§ The problem:
Copy all lines below exactly as written. Leave pictures out.

§ Given information:
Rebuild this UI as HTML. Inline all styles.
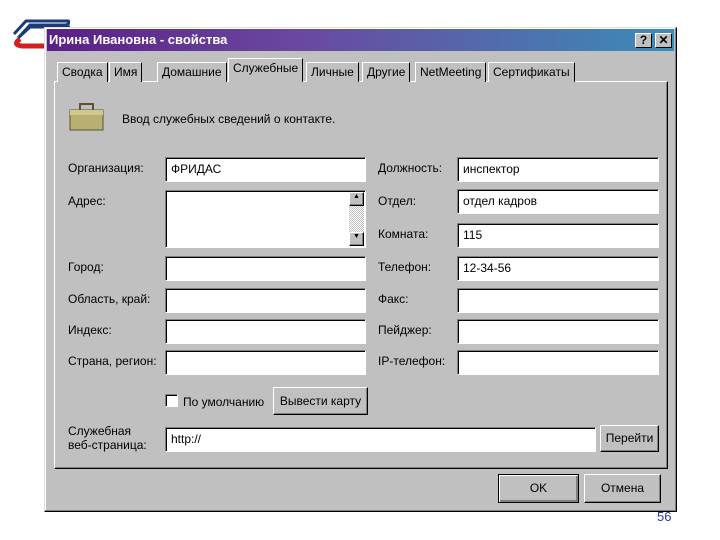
<!DOCTYPE html><html><head><meta charset="utf-8"><style>
*{margin:0;padding:0;box-sizing:border-box}
body{width:720px;height:540px;background:#fff;position:relative;overflow:hidden;font-family:"Liberation Sans",sans-serif;font-size:12px;color:#000}
.a{position:absolute}
.dlg{left:44px;top:27px;width:633px;height:485px;background:#c0c0c0;border:1px solid;border-color:#dfdfdf #000 #000 #dfdfdf;box-shadow:inset -1px -1px #808080,inset 1px 1px #fff}
.title{left:47px;top:29px;width:627px;height:22px;background:linear-gradient(90deg,#5a1f86,#6a48a0 40%,#3b8cb8);color:#fff;font-weight:bold;font-size:13px;line-height:22px;padding-left:2px}
.tb{top:33px;width:17px;height:15px;background:#c0c0c0;border:1px solid;border-color:#fff #000 #000 #fff;font-weight:bold;font-size:12px;line-height:13px;text-align:center;color:#000}
.panel{left:54px;top:81px;width:614px;height:388px;border:1px solid;border-color:#fff #000 #000 #fff;box-shadow:inset -1px -1px #808080}
.tab{top:62px;height:20px;border:1px solid;border-color:#fff #000 transparent #fff;border-bottom:none;line-height:18px;padding:0 4px;font-size:12px;background:#c0c0c0}
.inp{background:#fff;border:1px solid;border-color:#808080 #fff #fff #808080;box-shadow:inset 1px 1px #000;height:25px;padding:4px 5px;font-size:12px}
.lb{font-size:12px}
.btn{background:#c0c0c0;border:1px solid;border-color:#fff #000 #000 #fff;box-shadow:inset -1px -1px #808080;text-align:center;font-size:12px}
</style></head><body>
<svg class="a" style="left:8px;top:14px" width="62" height="36"><path d="M6 20 L18 7 H60 Q64 8 58 11 H22 L12 22" stroke="#1a3a7a" stroke-width="3" fill="none"/><path d="M10 24 L22 13 H62" stroke="#1a3a7a" stroke-width="3" fill="none"/><path d="M12 25 Q4 31 14 32 H62" stroke="#d02020" stroke-width="5" fill="none"/></svg>
<div class="a dlg"></div>
<div class="a title">Ирина Ивановна - свойства</div>
<div class="a tb" style="left:635px">?</div><div class="a tb" style="left:655px">✕</div>
<div class="a panel"></div>
<div class="a tab" style="left:57px">Сводка</div>
<div class="a tab" style="left:109px">Имя</div>
<div class="a tab" style="left:157px">Домашние</div>
<div class="a tab" style="left:228px;top:58px;height:24px;border-bottom:0">Служебные</div>
<div class="a tab" style="left:306px">Личные</div>
<div class="a tab" style="left:362px">Другие</div>
<div class="a tab" style="left:415px">NetMeeting</div>
<div class="a tab" style="left:488px">Сертификаты</div>
<svg class="a" style="left:68px;top:100px" width="38" height="32"><rect x="2" y="10" width="33" height="20" fill="#b8b070" stroke="#5a5430"/><rect x="2" y="10" width="33" height="5" fill="#d0c890"/><path d="M12 10 V4 H25 V10" stroke="#5a5430" stroke-width="2" fill="none"/></svg>
<div class="a lb" style="left:122px;top:112px">Ввод служебных сведений о контакте.</div>
<div class="a lb" style="left:68px;top:161px">Организация:</div>
<div class="a lb" style="left:68px;top:194px">Адрес:</div>
<div class="a lb" style="left:68px;top:260px">Город:</div>
<div class="a lb" style="left:68px;top:292px">Область, край:</div>
<div class="a lb" style="left:68px;top:323px">Индекс:</div>
<div class="a lb" style="left:68px;top:354px">Страна, регион:</div>
<div class="a inp" style="left:165px;top:157px;width:201px">ФРИДАС</div>
<div class="a inp" style="left:165px;top:190px;width:201px;height:58px"></div>
<div class="a" style="left:349px;top:192px;width:15px;height:54px;background:repeating-conic-gradient(#c0c0c0 0 25%,#fff 0 50%) 0 0/2px 2px"></div>
<div class="a btn" style="left:349px;top:192px;width:15px;height:14px;font-size:7px">▲</div>
<div class="a btn" style="left:349px;top:232px;width:15px;height:14px;font-size:7px">▼</div>
<div class="a inp" style="left:165px;top:256px;width:201px"></div>
<div class="a inp" style="left:165px;top:288px;width:201px"></div>
<div class="a inp" style="left:165px;top:319px;width:201px"></div>
<div class="a inp" style="left:165px;top:350px;width:201px"></div>
<div class="a lb" style="left:378px;top:161px">Должность:</div>
<div class="a lb" style="left:378px;top:194px">Отдел:</div>
<div class="a lb" style="left:378px;top:227px">Комната:</div>
<div class="a lb" style="left:378px;top:260px">Телефон:</div>
<div class="a lb" style="left:378px;top:292px">Факс:</div>
<div class="a lb" style="left:378px;top:323px">Пейджер:</div>
<div class="a lb" style="left:378px;top:354px">IP-телефон:</div>
<div class="a inp" style="left:457px;top:157px;width:202px">инспектор</div>
<div class="a inp" style="left:457px;top:189px;width:202px">отдел кадров</div>
<div class="a inp" style="left:457px;top:223px;width:202px">115</div>
<div class="a inp" style="left:457px;top:256px;width:202px">12-34-56</div>
<div class="a inp" style="left:457px;top:288px;width:202px"></div>
<div class="a inp" style="left:457px;top:319px;width:202px"></div>
<div class="a inp" style="left:457px;top:350px;width:202px"></div>
<div class="a inp" style="left:165px;top:394px;width:13px;height:13px;padding:0"></div>
<div class="a lb" style="left:183px;top:395px">По умолчанию</div>
<div class="a btn" style="left:273px;top:387px;width:95px;height:28px;line-height:26px">Вывести карту</div>
<div class="a lb" style="left:68px;top:424px;line-height:14px">Служебная<br>веб-страница:</div>
<div class="a inp" style="left:165px;top:427px;width:431px">http://</div>
<div class="a btn" style="left:600px;top:425px;width:59px;height:27px;line-height:25px">Перейти</div>
<div class="a btn" style="left:498px;top:474px;width:81px;height:29px;line-height:27px;border-color:#000;box-shadow:inset 1px 1px #fff,inset -2px -2px #808080">OK</div>
<div class="a btn" style="left:584px;top:474px;width:77px;height:29px;line-height:27px">Отмена</div>
<div class="a" style="left:657px;top:509px;color:#2a3a9a;font-size:13px">56</div>
</body></html>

§ Answer to this task:
Rebuild this UI as HTML. Inline all styles.
<!DOCTYPE html><html><head><meta charset="utf-8"><style>
*{margin:0;padding:0;box-sizing:border-box}
body{width:720px;height:540px;background:#fff;position:relative;overflow:hidden;font-family:"Liberation Sans",sans-serif;font-size:12px;color:#000}
.a{position:absolute}
.dlg{left:44px;top:27px;width:633px;height:485px;background:#c0c0c0;border:1px solid;border-color:#dfdfdf #000 #000 #dfdfdf;box-shadow:inset -1px -1px #808080,inset 1px 1px #fff}
.title{left:47px;top:29px;width:627px;height:22px;background:linear-gradient(90deg,#5a1f86,#6a48a0 40%,#3b8cb8);color:#fff;font-weight:bold;font-size:13px;line-height:22px;padding-left:2px}
.tb{top:33px;width:17px;height:15px;background:#c0c0c0;border:1px solid;border-color:#fff #000 #000 #fff;font-weight:bold;font-size:12px;line-height:13px;text-align:center;color:#000}
.panel{left:54px;top:81px;width:614px;height:388px;border:1px solid;border-color:#fff #000 #000 #fff;box-shadow:inset -1px -1px #808080}
.tab{top:62px;height:20px;border:1px solid;border-color:#fff #000 transparent #fff;border-bottom:none;line-height:18px;padding:0 4px;font-size:12px;background:#c0c0c0}
.inp{background:#fff;border:1px solid;border-color:#808080 #fff #fff #808080;box-shadow:inset 1px 1px #000;height:25px;padding:4px 5px;font-size:12px}
.lb{font-size:12px}
.btn{background:#c0c0c0;border:1px solid;border-color:#fff #000 #000 #fff;box-shadow:inset -1px -1px #808080;text-align:center;font-size:12px}
</style></head><body>
<svg class="a" style="left:8px;top:14px" width="62" height="36"><path d="M6 20 L18 7 H60 Q64 8 58 11 H22 L12 22" stroke="#1a3a7a" stroke-width="3" fill="none"/><path d="M10 24 L22 13 H62" stroke="#1a3a7a" stroke-width="3" fill="none"/><path d="M12 25 Q4 31 14 32 H62" stroke="#d02020" stroke-width="5" fill="none"/></svg>
<div class="a dlg"></div>
<div class="a title">Ирина Ивановна - свойства</div>
<div class="a tb" style="left:635px">?</div><div class="a tb" style="left:655px">✕</div>
<div class="a panel"></div>
<div class="a tab" style="left:57px">Сводка</div>
<div class="a tab" style="left:109px">Имя</div>
<div class="a tab" style="left:157px">Домашние</div>
<div class="a tab" style="left:228px;top:58px;height:24px;border-bottom:0">Служебные</div>
<div class="a tab" style="left:306px">Личные</div>
<div class="a tab" style="left:362px">Другие</div>
<div class="a tab" style="left:415px">NetMeeting</div>
<div class="a tab" style="left:488px">Сертификаты</div>
<svg class="a" style="left:68px;top:100px" width="38" height="32"><rect x="2" y="10" width="33" height="20" fill="#b8b070" stroke="#5a5430"/><rect x="2" y="10" width="33" height="5" fill="#d0c890"/><path d="M12 10 V4 H25 V10" stroke="#5a5430" stroke-width="2" fill="none"/></svg>
<div class="a lb" style="left:122px;top:112px">Ввод служебных сведений о контакте.</div>
<div class="a lb" style="left:68px;top:161px">Организация:</div>
<div class="a lb" style="left:68px;top:194px">Адрес:</div>
<div class="a lb" style="left:68px;top:260px">Город:</div>
<div class="a lb" style="left:68px;top:292px">Область, край:</div>
<div class="a lb" style="left:68px;top:323px">Индекс:</div>
<div class="a lb" style="left:68px;top:354px">Страна, регион:</div>
<div class="a inp" style="left:165px;top:157px;width:201px">ФРИДАС</div>
<div class="a inp" style="left:165px;top:190px;width:201px;height:58px"></div>
<div class="a" style="left:349px;top:192px;width:15px;height:54px;background:repeating-conic-gradient(#c0c0c0 0 25%,#fff 0 50%) 0 0/2px 2px"></div>
<div class="a btn" style="left:349px;top:192px;width:15px;height:14px;font-size:7px">▲</div>
<div class="a btn" style="left:349px;top:232px;width:15px;height:14px;font-size:7px">▼</div>
<div class="a inp" style="left:165px;top:256px;width:201px"></div>
<div class="a inp" style="left:165px;top:288px;width:201px"></div>
<div class="a inp" style="left:165px;top:319px;width:201px"></div>
<div class="a inp" style="left:165px;top:350px;width:201px"></div>
<div class="a lb" style="left:378px;top:161px">Должность:</div>
<div class="a lb" style="left:378px;top:194px">Отдел:</div>
<div class="a lb" style="left:378px;top:227px">Комната:</div>
<div class="a lb" style="left:378px;top:260px">Телефон:</div>
<div class="a lb" style="left:378px;top:292px">Факс:</div>
<div class="a lb" style="left:378px;top:323px">Пейджер:</div>
<div class="a lb" style="left:378px;top:354px">IP-телефон:</div>
<div class="a inp" style="left:457px;top:157px;width:202px">инспектор</div>
<div class="a inp" style="left:457px;top:189px;width:202px">отдел кадров</div>
<div class="a inp" style="left:457px;top:223px;width:202px">115</div>
<div class="a inp" style="left:457px;top:256px;width:202px">12-34-56</div>
<div class="a inp" style="left:457px;top:288px;width:202px"></div>
<div class="a inp" style="left:457px;top:319px;width:202px"></div>
<div class="a inp" style="left:457px;top:350px;width:202px"></div>
<div class="a inp" style="left:165px;top:394px;width:13px;height:13px;padding:0"></div>
<div class="a lb" style="left:183px;top:395px">По умолчанию</div>
<div class="a btn" style="left:273px;top:387px;width:95px;height:28px;line-height:26px">Вывести карту</div>
<div class="a lb" style="left:68px;top:424px;line-height:14px">Служебная<br>веб-страница:</div>
<div class="a inp" style="left:165px;top:427px;width:431px">http://</div>
<div class="a btn" style="left:600px;top:425px;width:59px;height:27px;line-height:25px">Перейти</div>
<div class="a btn" style="left:498px;top:474px;width:81px;height:29px;line-height:27px;border-color:#000;box-shadow:inset 1px 1px #fff,inset -2px -2px #808080">OK</div>
<div class="a btn" style="left:584px;top:474px;width:77px;height:29px;line-height:27px">Отмена</div>
<div class="a" style="left:657px;top:509px;color:#2a3a9a;font-size:13px">56</div>
</body></html>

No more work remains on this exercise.